- Born: 20 October 1923 Amuntai, South Kalimantan, Dutch East Indies
- Died: 21 December 1970 (aged 47) Jakarta, Indonesia

= Antemas =

Indonesian entrepreneur

Hajji Antemas (20 October 1923 - 21 December 1970) was an Indonesian entrepreneur. The Antemas Award (1974-1992) was named after him.

==Biography==
Antemas was born in Amuntai, South Kalimantan, on 20 October 1923. He completed a junior high school education.

In the 1950s Antemas was the head of Mastraco, an import and export company, which entered the film industry in 1957. The company owned the Cathay Jakarta cinema and a film company, Pan Asiatic Film. Over the next thirteen years he took a variety of roles, including chairman of the All-Indonesia Cinema Owners' Association (Gabungan Pengusaha Bioskop Seluruh Indonesia, or GPBSI), as well as secretary general of both the Indonesian Film Import and Distribution Union (Persatuan Impor dan Distribusi Film Indonesia, or PIDFI) and the National Film Council (Badan Musyawarah Film Nasional).

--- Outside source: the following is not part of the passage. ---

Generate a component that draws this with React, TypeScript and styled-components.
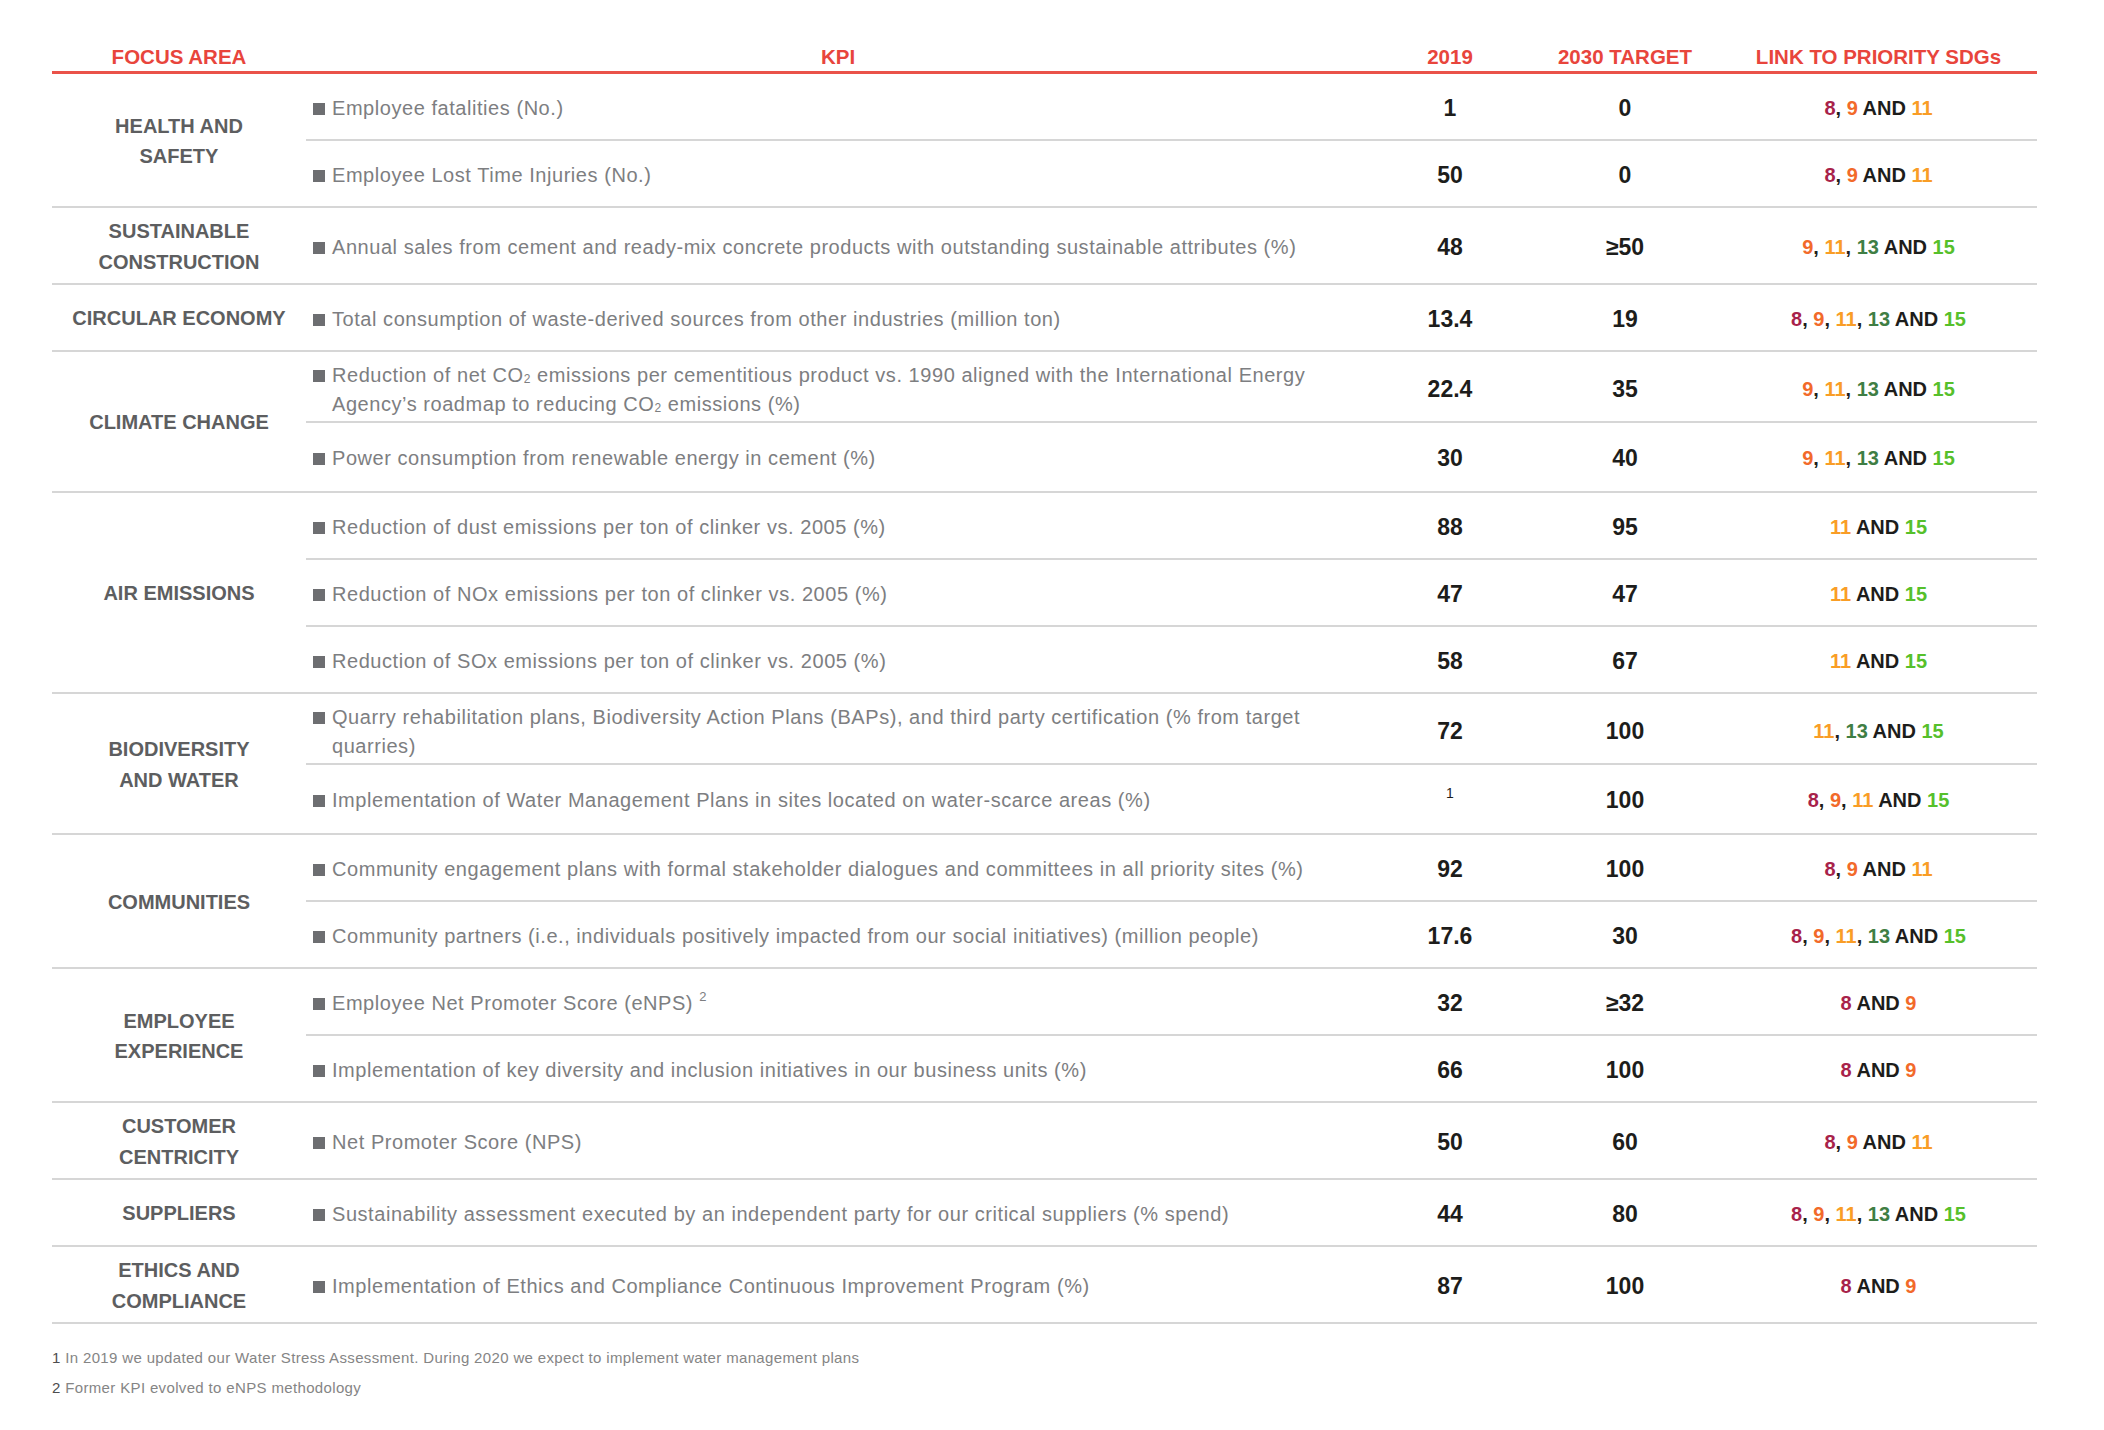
import React from 'react';
import styled, { createGlobalStyle } from 'styled-components';

const GlobalStyle = createGlobalStyle`
  html, body { margin: 0; padding: 0; background: #ffffff; }
  body { font-family: "Liberation Sans", Arial, sans-serif; }
`;

const FOCUS_W = 254;
const COLS = '1064px 160px 190px 1fr';

const SDG_COLORS: Record<number, string> = {
  8: '#a8224a',
  9: '#f26a2a',
  11: '#f99d26',
  13: '#3f7e44',
  15: '#56c02b',
};

const Page = styled.main`
  width: 2104px;
  min-height: 1430px;
  box-sizing: border-box;
  padding: 0 67px 0 52px;
`;

const Table = styled.div`
  width: 1985px;
`;

const HeaderRow = styled.div`
  display: grid;
  grid-template-columns: ${FOCUS_W}px ${COLS};
  padding: 45px 0 2px;
  border-bottom: 3px solid #ea5249;
`;

const HeaderCell = styled.div`
  font-size: 20.5px;
  line-height: 24px;
  font-weight: 700;
  color: #e8453c;
  text-align: center;
`;

const Group = styled.section`
  display: grid;
  grid-template-columns: ${FOCUS_W}px 1fr;
  border-bottom: 2px solid #d6d6d6;
`;

const Focus = styled.div`
  display: flex;
  align-items: center;
  justify-content: center;
  text-align: center;
  padding: 8px 0 6px;
  font-size: 20px;
  line-height: 30.5px;
  font-weight: 700;
  color: #5d5e60;
`;

const Rows = styled.div`
  display: flex;
  flex-direction: column;
`;

const Row = styled.div`
  flex: 1;
  display: grid;
  grid-template-columns: ${COLS};
  align-items: center;
  min-height: 65px;
  & + & {
    border-top: 2px solid #d6d6d6;
  }
`;

const Kpi = styled.div`
  display: flex;
  align-items: flex-start;
  gap: 7px;
  padding: 9px 0 5px 7px;
`;

const Bullet = styled.span`
  flex: none;
  width: 12px;
  height: 12px;
  margin-top: 9px;
  background: #6d6e71;
`;

const KpiText = styled.p`
  margin: 0;
  font-size: 20px;
  line-height: 29px;
  letter-spacing: 0.55px;
  color: #7d7e81;
`;

const Sub = styled.sub`
  font-size: 12px;
  vertical-align: -1px;
  line-height: 0;
`;

const Sup = styled.sup`
  font-size: 13px;
  vertical-align: 9px;
  line-height: 0;
`;

const Value = styled.div`
  padding-top: 3px;
  text-align: center;
  font-size: 23px;
  font-weight: 700;
  color: #1d1d1b;
`;

const SmallMark = styled.span`
  font-size: 14px;
  font-weight: 400;
  vertical-align: 10px;
  line-height: 0;
`;

const Sdg = styled.div`
  padding-top: 3px;
  text-align: center;
  font-size: 20px;
  font-weight: 700;
  color: #1d1d1b;
`;

const SdgNum = styled.span<{ $c: string }>`
  color: ${(p) => p.$c};
`;

const Notes = styled.div`
  padding-top: 19px;
  font-size: 15px;
  line-height: 30px;
  letter-spacing: 0.35px;
  color: #858585;
`;

const NoteNum = styled.span`
  color: #4d4d4f;
`;

type RowData = {
  kpi: React.ReactNode;
  y2019: React.ReactNode;
  target: string;
  sdg: number[];
};

type GroupData = {
  focus: string[];
  rows: RowData[];
};

const CO2 = (
  <>
    CO<Sub>2</Sub>
  </>
);

const groups: GroupData[] = [
  {
    focus: ['HEALTH AND', 'SAFETY'],
    rows: [
      { kpi: 'Employee fatalities (No.)', y2019: '1', target: '0', sdg: [8, 9, 11] },
      { kpi: 'Employee Lost Time Injuries (No.)', y2019: '50', target: '0', sdg: [8, 9, 11] },
    ],
  },
  {
    focus: ['SUSTAINABLE', 'CONSTRUCTION'],
    rows: [
      {
        kpi: 'Annual sales from cement and ready-mix concrete products with outstanding sustainable attributes (%)',
        y2019: '48',
        target: '≥50',
        sdg: [9, 11, 13, 15],
      },
    ],
  },
  {
    focus: ['CIRCULAR ECONOMY'],
    rows: [
      {
        kpi: 'Total consumption of waste-derived sources from other industries (million ton)',
        y2019: '13.4',
        target: '19',
        sdg: [8, 9, 11, 13, 15],
      },
    ],
  },
  {
    focus: ['CLIMATE CHANGE'],
    rows: [
      {
        kpi: (
          <>
            Reduction of net {CO2} emissions per cementitious product vs. 1990 aligned with the International Energy
            <br />
            Agency’s roadmap to reducing {CO2} emissions (%)
          </>
        ),
        y2019: '22.4',
        target: '35',
        sdg: [9, 11, 13, 15],
      },
      {
        kpi: 'Power consumption from renewable energy in cement (%)',
        y2019: '30',
        target: '40',
        sdg: [9, 11, 13, 15],
      },
    ],
  },
  {
    focus: ['AIR EMISSIONS'],
    rows: [
      { kpi: 'Reduction of dust emissions per ton of clinker vs. 2005 (%)', y2019: '88', target: '95', sdg: [11, 15] },
      { kpi: 'Reduction of NOx emissions per ton of clinker vs. 2005 (%)', y2019: '47', target: '47', sdg: [11, 15] },
      { kpi: 'Reduction of SOx emissions per ton of clinker vs. 2005 (%)', y2019: '58', target: '67', sdg: [11, 15] },
    ],
  },
  {
    focus: ['BIODIVERSITY', 'AND WATER'],
    rows: [
      {
        kpi: (
          <>
            Quarry rehabilitation plans, Biodiversity Action Plans (BAPs), and third party certification (% from target
            <br />
            quarries)
          </>
        ),
        y2019: '72',
        target: '100',
        sdg: [11, 13, 15],
      },
      {
        kpi: 'Implementation of Water Management Plans in sites located on water-scarce areas (%)',
        y2019: <SmallMark>1</SmallMark>,
        target: '100',
        sdg: [8, 9, 11, 15],
      },
    ],
  },
  {
    focus: ['COMMUNITIES'],
    rows: [
      {
        kpi: 'Community engagement plans with formal stakeholder dialogues and committees in all priority sites (%)',
        y2019: '92',
        target: '100',
        sdg: [8, 9, 11],
      },
      {
        kpi: 'Community partners (i.e., individuals positively impacted from our social initiatives) (million people)',
        y2019: '17.6',
        target: '30',
        sdg: [8, 9, 11, 13, 15],
      },
    ],
  },
  {
    focus: ['EMPLOYEE', 'EXPERIENCE'],
    rows: [
      {
        kpi: (
          <>
            Employee Net Promoter Score (eNPS) <Sup>2</Sup>
          </>
        ),
        y2019: '32',
        target: '≥32',
        sdg: [8, 9],
      },
      {
        kpi: 'Implementation of key diversity and inclusion initiatives in our business units (%)',
        y2019: '66',
        target: '100',
        sdg: [8, 9],
      },
    ],
  },
  {
    focus: ['CUSTOMER', 'CENTRICITY'],
    rows: [{ kpi: 'Net Promoter Score (NPS)', y2019: '50', target: '60', sdg: [8, 9, 11] }],
  },
  {
    focus: ['SUPPLIERS'],
    rows: [
      {
        kpi: 'Sustainability assessment executed by an independent party for our critical suppliers (% spend)',
        y2019: '44',
        target: '80',
        sdg: [8, 9, 11, 13, 15],
      },
    ],
  },
  {
    focus: ['ETHICS AND', 'COMPLIANCE'],
    rows: [
      {
        kpi: 'Implementation of Ethics and Compliance Continuous Improvement Program (%)',
        y2019: '87',
        target: '100',
        sdg: [8, 9],
      },
    ],
  },
];

function SdgList({ items }: { items: number[] }) {
  return (
    <Sdg>
      {items.map((n, i) => (
        <React.Fragment key={n}>
          {i > 0 && (i === items.length - 1 ? ' AND ' : ', ')}
          <SdgNum $c={SDG_COLORS[n]}>{n}</SdgNum>
        </React.Fragment>
      ))}
    </Sdg>
  );
}

export default function App() {
  return (
    <>
      <GlobalStyle />
      <Page>
        <Table>
          <HeaderRow>
            <HeaderCell>FOCUS AREA</HeaderCell>
            <HeaderCell>KPI</HeaderCell>
            <HeaderCell>2019</HeaderCell>
            <HeaderCell>2030 TARGET</HeaderCell>
            <HeaderCell>LINK TO PRIORITY SDGs</HeaderCell>
          </HeaderRow>
          {groups.map((g) => (
            <Group key={g.focus.join(' ')}>
              <Focus>
                <div>
                  {g.focus.map((line) => (
                    <div key={line}>{line}</div>
                  ))}
                </div>
              </Focus>
              <Rows>
                {g.rows.map((r, i) => (
                  <Row key={i}>
                    <Kpi>
                      <Bullet />
                      <KpiText>{r.kpi}</KpiText>
                    </Kpi>
                    <Value>{r.y2019}</Value>
                    <Value>{r.target}</Value>
                    <SdgList items={r.sdg} />
                  </Row>
                ))}
              </Rows>
            </Group>
          ))}
        </Table>
        <Notes>
          <div>
            <NoteNum>1</NoteNum> In 2019 we updated our Water Stress Assessment. During 2020 we expect to implement water
            management plans
          </div>
          <div>
            <NoteNum>2</NoteNum> Former KPI evolved to eNPS methodology
          </div>
        </Notes>
      </Page>
    </>
  );
}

During the 1960s Antemas, together with Naziruddin Naib and other film brokers who disapproved of the Communist Party of Indonesia's influence in the film industry, broke away from PIDFI (since renamed PIDFIN) and established the Association of Indonesian Film Importers, Producers, and Distributors (Gabungan Importir, Produser, dan Distributor Film Indonesia, or GIP-RODFIN). The author Eddie Karsito describes this as Antemas "bravely and openly challenging the Communist Party". Following the coup attempt on 30 September 1965, PIDFIN was banned, while GIP-RODFIN survived.

On 21 December 1970, while attending a meeting of the GPBSI in Jakarta, Antemas had a heart attack. He was declared dead in the meeting room.

Beginning in 1974, GPBSI awarded the Antemas Award during the Indonesian Film Festival. This award was granted to the film which had sold the most tickets in the preceding year. The award lasted until 1992. The last winner award was Garin Nugroho's Cinta dalam Sepotong Roti.